DATA EXCERPT:
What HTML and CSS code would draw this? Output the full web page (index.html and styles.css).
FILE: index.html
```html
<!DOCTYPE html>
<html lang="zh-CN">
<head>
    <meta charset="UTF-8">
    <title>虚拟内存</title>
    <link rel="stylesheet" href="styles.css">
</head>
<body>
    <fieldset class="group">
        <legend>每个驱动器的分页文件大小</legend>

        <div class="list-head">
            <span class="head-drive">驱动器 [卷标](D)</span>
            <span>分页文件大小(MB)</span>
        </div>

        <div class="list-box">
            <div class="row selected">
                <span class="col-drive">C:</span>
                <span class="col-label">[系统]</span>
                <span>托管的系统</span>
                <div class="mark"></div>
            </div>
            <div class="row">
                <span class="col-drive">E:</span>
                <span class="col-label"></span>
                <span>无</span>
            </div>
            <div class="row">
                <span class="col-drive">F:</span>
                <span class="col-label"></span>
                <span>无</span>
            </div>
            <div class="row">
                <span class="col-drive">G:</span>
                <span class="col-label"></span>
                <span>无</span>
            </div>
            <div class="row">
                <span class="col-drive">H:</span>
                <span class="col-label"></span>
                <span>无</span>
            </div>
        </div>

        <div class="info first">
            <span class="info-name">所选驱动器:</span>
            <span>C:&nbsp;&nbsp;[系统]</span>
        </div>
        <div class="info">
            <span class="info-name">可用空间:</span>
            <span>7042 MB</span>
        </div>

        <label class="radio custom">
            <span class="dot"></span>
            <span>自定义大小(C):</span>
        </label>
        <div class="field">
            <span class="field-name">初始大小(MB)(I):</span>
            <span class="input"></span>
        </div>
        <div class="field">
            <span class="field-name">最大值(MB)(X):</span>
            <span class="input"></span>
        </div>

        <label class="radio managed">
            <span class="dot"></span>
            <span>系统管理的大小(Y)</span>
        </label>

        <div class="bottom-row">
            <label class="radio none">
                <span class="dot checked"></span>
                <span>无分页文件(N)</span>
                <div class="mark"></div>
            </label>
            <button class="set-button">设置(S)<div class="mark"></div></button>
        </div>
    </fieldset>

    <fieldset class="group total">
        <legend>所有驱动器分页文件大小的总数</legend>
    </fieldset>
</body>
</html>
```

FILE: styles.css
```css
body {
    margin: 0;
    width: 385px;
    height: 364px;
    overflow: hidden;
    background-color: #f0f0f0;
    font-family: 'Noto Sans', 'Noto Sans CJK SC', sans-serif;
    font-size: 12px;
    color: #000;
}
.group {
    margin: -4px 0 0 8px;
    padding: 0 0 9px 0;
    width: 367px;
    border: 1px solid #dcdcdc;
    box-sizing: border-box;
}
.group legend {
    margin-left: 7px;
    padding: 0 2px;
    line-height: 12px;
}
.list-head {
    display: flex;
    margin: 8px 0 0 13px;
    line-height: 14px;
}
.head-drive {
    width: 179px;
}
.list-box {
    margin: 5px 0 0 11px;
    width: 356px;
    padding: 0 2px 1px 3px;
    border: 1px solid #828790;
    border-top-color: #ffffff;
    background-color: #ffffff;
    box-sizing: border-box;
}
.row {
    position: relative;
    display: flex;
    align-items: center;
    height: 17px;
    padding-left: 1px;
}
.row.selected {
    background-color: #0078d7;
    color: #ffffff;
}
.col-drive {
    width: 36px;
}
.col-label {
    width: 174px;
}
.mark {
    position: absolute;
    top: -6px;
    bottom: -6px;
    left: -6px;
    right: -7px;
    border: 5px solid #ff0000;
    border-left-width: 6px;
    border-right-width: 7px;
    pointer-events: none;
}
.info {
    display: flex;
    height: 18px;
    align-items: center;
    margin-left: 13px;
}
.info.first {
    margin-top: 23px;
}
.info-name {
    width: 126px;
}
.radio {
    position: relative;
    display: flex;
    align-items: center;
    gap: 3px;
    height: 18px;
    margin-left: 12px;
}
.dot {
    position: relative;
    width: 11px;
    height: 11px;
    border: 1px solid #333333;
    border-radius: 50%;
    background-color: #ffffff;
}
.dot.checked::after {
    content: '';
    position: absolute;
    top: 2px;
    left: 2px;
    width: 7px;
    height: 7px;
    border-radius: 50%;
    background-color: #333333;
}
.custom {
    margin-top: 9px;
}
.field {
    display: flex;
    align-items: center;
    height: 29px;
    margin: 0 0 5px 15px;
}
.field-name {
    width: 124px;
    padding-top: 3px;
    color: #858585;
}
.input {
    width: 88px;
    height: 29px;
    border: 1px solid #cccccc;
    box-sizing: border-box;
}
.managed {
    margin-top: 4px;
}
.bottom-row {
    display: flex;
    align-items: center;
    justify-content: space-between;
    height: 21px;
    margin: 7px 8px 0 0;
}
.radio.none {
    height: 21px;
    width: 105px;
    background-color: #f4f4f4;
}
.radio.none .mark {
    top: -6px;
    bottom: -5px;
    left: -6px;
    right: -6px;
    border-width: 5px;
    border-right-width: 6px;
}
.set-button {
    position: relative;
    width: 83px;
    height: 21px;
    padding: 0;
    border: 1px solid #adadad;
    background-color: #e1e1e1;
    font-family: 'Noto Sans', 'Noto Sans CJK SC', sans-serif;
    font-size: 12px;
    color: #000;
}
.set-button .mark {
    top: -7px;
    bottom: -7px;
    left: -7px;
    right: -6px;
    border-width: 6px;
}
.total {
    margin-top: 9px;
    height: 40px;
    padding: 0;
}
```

WHAT YOU SHOULD DO:
From the listing above, copy out each line where the word "styles" appears.

SOLUTION TO THIS PROBLEM:
What HTML and CSS code would draw this? Output the full web page (index.html and styles.css).
    <link rel="stylesheet" href="styles.css">
FILE: styles.css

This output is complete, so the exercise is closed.